Même un trio Big Mac chez McDonald's coûte moins cher aux États-Unis: 5,19$ contre 5,79$ ici.

Une étude plus rigoureuse effectuée par BMO Capital Markets révèle que les Canadiens paient en fait 24% de plus que les Américains pour un panier de biens de consommation variés.

«Bien qu'il soit irréaliste de s'attendre à ce que les prix s'ajustent instantanément d'un côté et de l'autre de la frontière, cet écart n'en demeure pas moins insoutenable», écrit l'analyste Douglas Porter.

À qui la faute?

Pour l'organisme Option consommateurs, qui suit de près le prix de plusieurs biens de consommation depuis que le huard a amorcé sa remontée, rien ne justifie une différence de prix aussi marquée.

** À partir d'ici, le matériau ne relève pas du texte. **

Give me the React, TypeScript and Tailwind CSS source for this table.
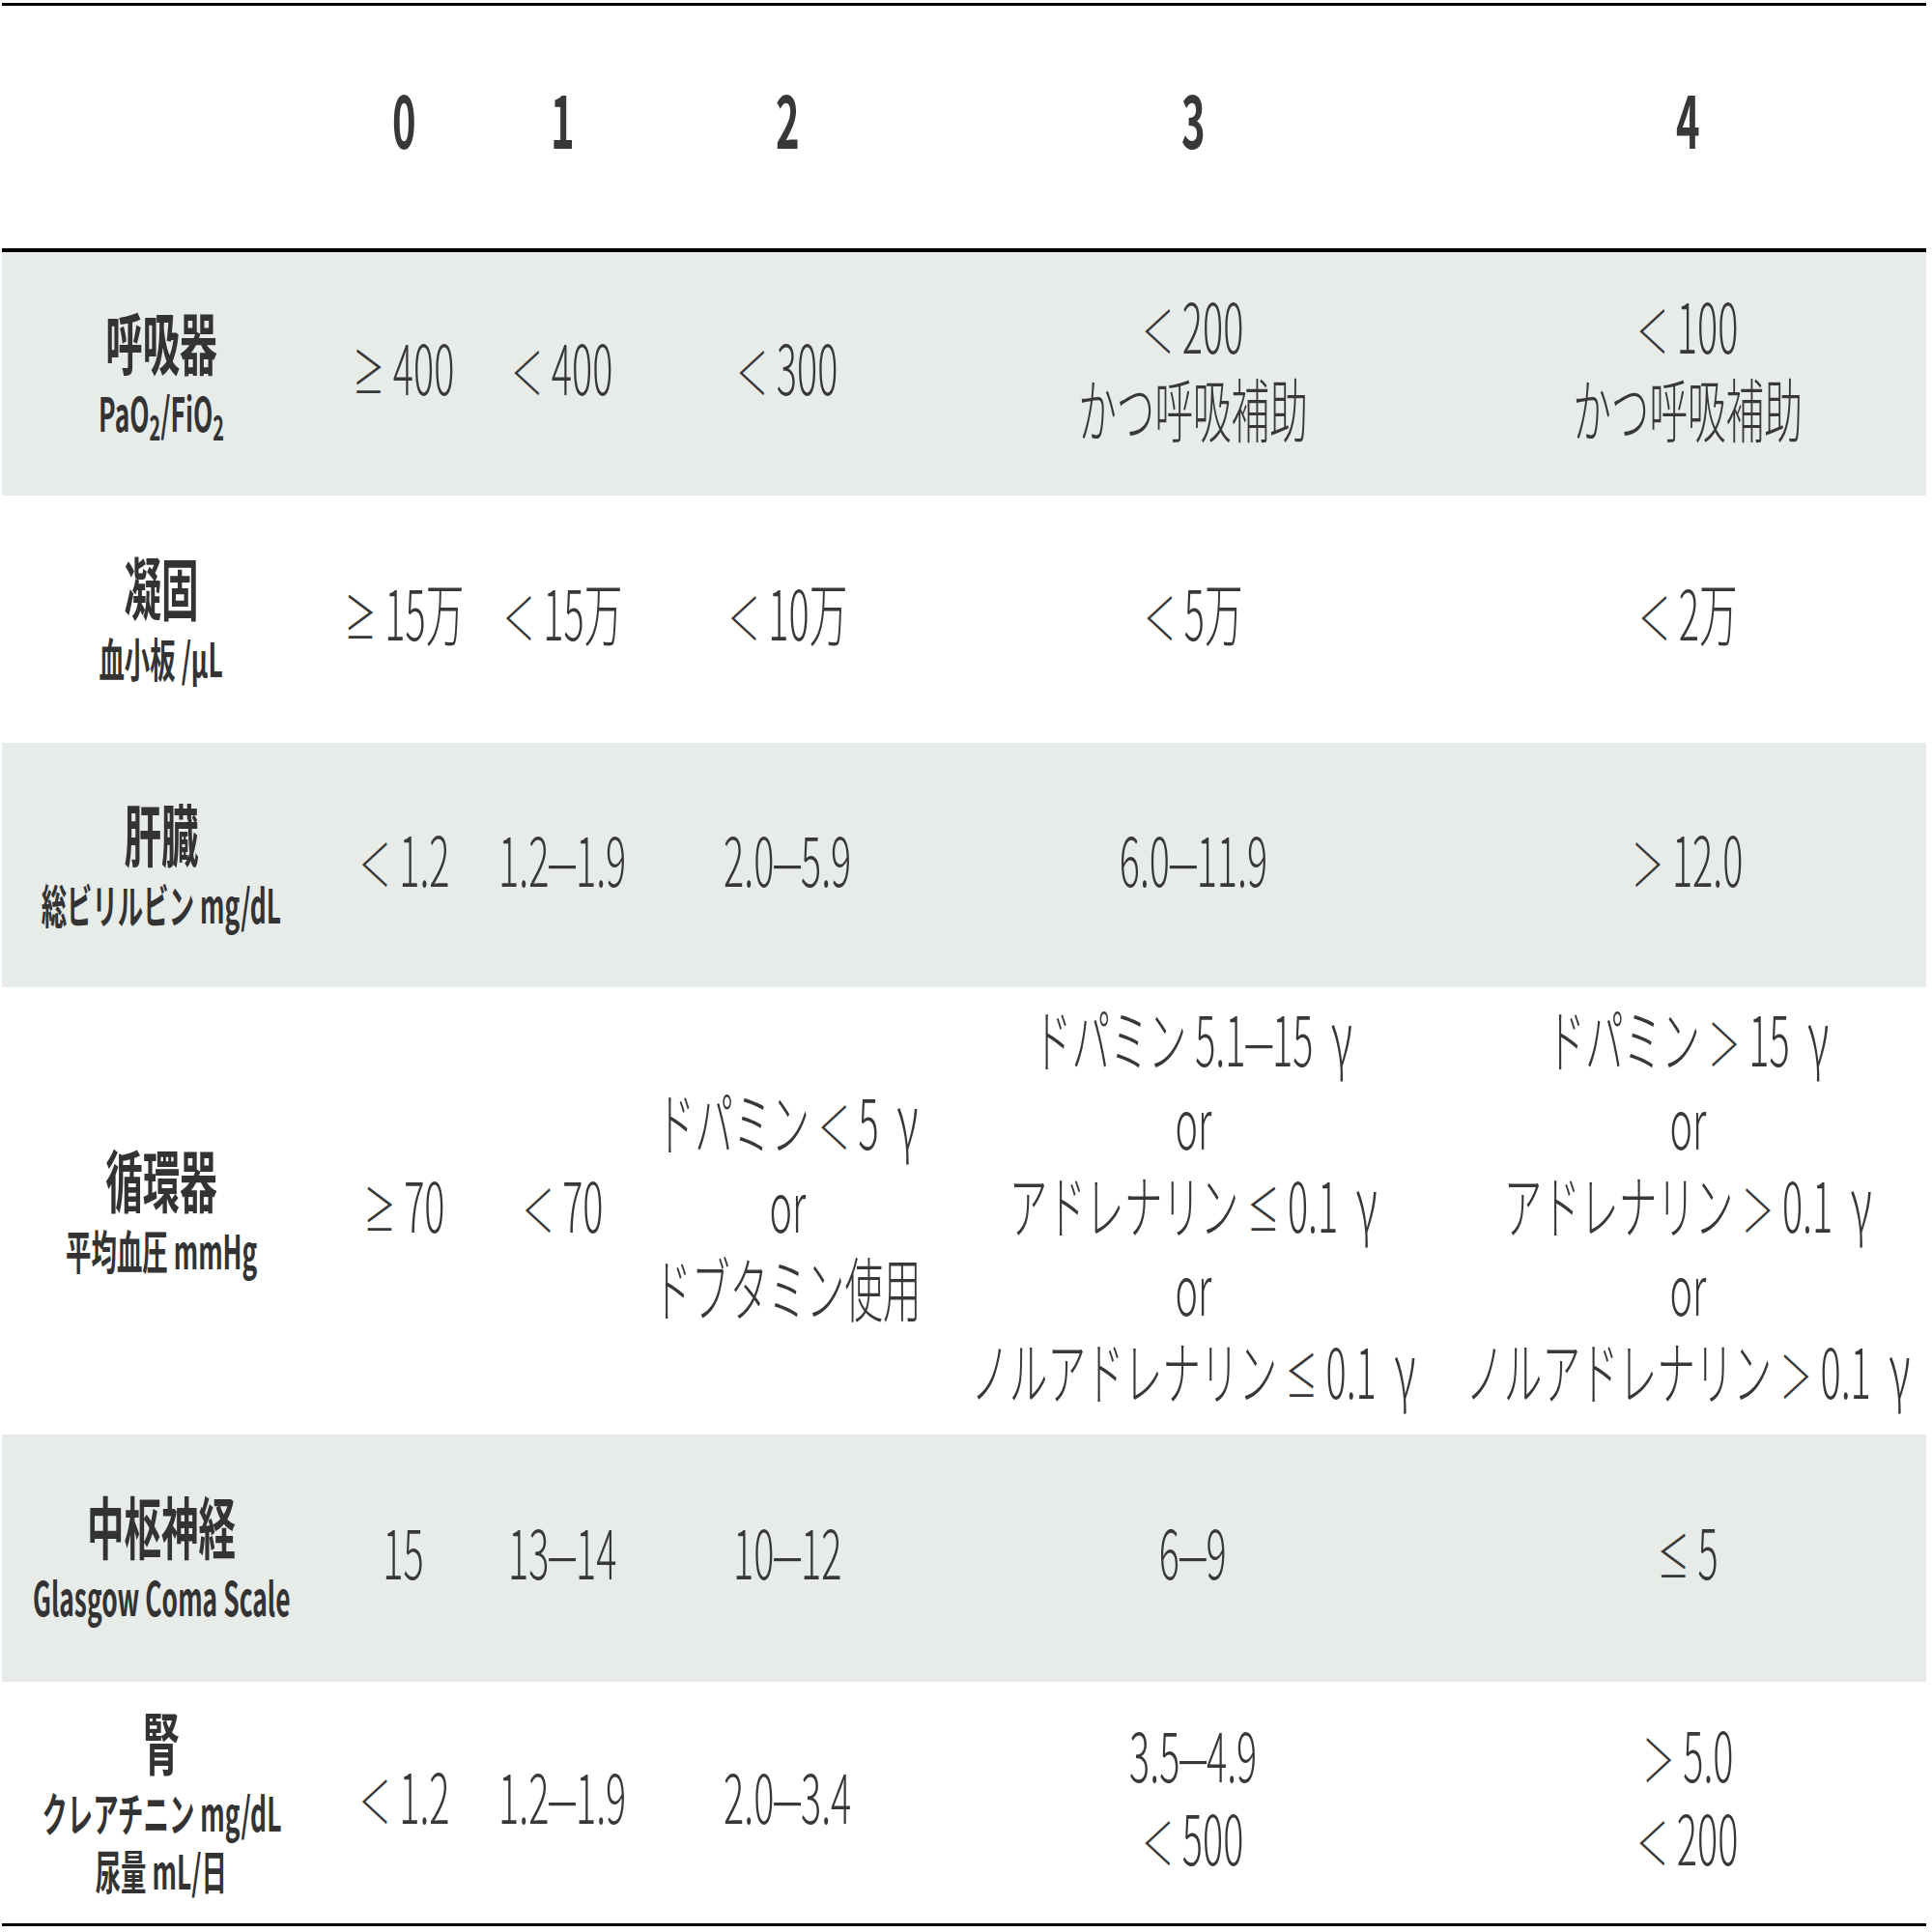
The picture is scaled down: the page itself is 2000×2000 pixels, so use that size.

«Nous demandons au Conseil québécois du commerce de détail de fournir publiquement des explications aux Québécois, lance le porte-parole Michel Arnold. Pour nous, c'est clair que le consommateur se fait avoir. Si la situation était inverse, et que le prix du dollar canadien se mettait à chuter, c'est certain que le prix s'ajusterait immédiatement à la hausse au Canada.»

C'est la faute du marché, rétorque le Conseil québécois du commerce de détail.

«On ne peut pas appliquer une simple règle de trois et accuser les détaillants de se mettre la différence dans les poches, affirme le PDG de l'organisme, Gaston Lafleur. Avant d'arriver chez le détaillant, un produit passe par plusieurs intermédiaires.»

«Chacun établit son prix, et il peut y avoir une proportion de la différence de prix refilée à l'un ou l'autre des maillons de la chaîne. Mais il reste que si le produit est vendu trop cher, il va rester sur les tablettes. Nous sommes dans un cas classique d'offre et de demande», dit-il.

Selon les économistes consultés par La Presse, l'importante différence de prix s'explique effectivement par le marché, qui est fondamentalement différent au Canada et aux États-Unis.

«Plusieurs facteurs entrent en ligne de compte, comme la taille du marché, beaucoup plus importante aux États-Unis, les coûts de transport, qui sont peut-être plus élevés au Canada, la compétition, probablement plus féroce chez nos voisins du Sud, et le revenu moyen disponible de la population, qui avantage encore les Américains», explique Chris Ragan, professeur d'économie à l'Université McGill.

«Tout cela entre en ligne de compte et influence le prix.» Qui plus est, soutient le Conseil québécois du commerce de détail, les charges sociales assumées par les entreprises canadiennes sont plus élevées qu'aux États-Unis.

Mais chose certaine, plusieurs consommateurs canadiens ont déjà commencé à contourner les règles du marché.

Selon la chambre de commerce de Plattsburgh, les consommateurs québécois sont nettement plus nombreux à traverser la frontière depuis le début de l'été.

Plusieurs d'entre eux y achètent même des voitures.

Statistique Canada a également enregistré cette année une augmentation de 30% par rapport à 2006 du nombre de voitures neuves et usagées achetées par des Canadiens aux États-Unis.

«Il peut y avoir des économies importantes à faire, surtout sur les modèles de voitures haut de gamme, affirme Sophie Gagnon, porte-parole de CAA-Québec. Il faut cependant aller plus loin que le simple prix de vente. Il ne faut pas oublier qu'il y a des taxes, des droits de douane et des frais d'inspection à payer à la frontière, en plus des questions de garanties et de financement. Il faut vraiment prendre le temps de faire les calculs.»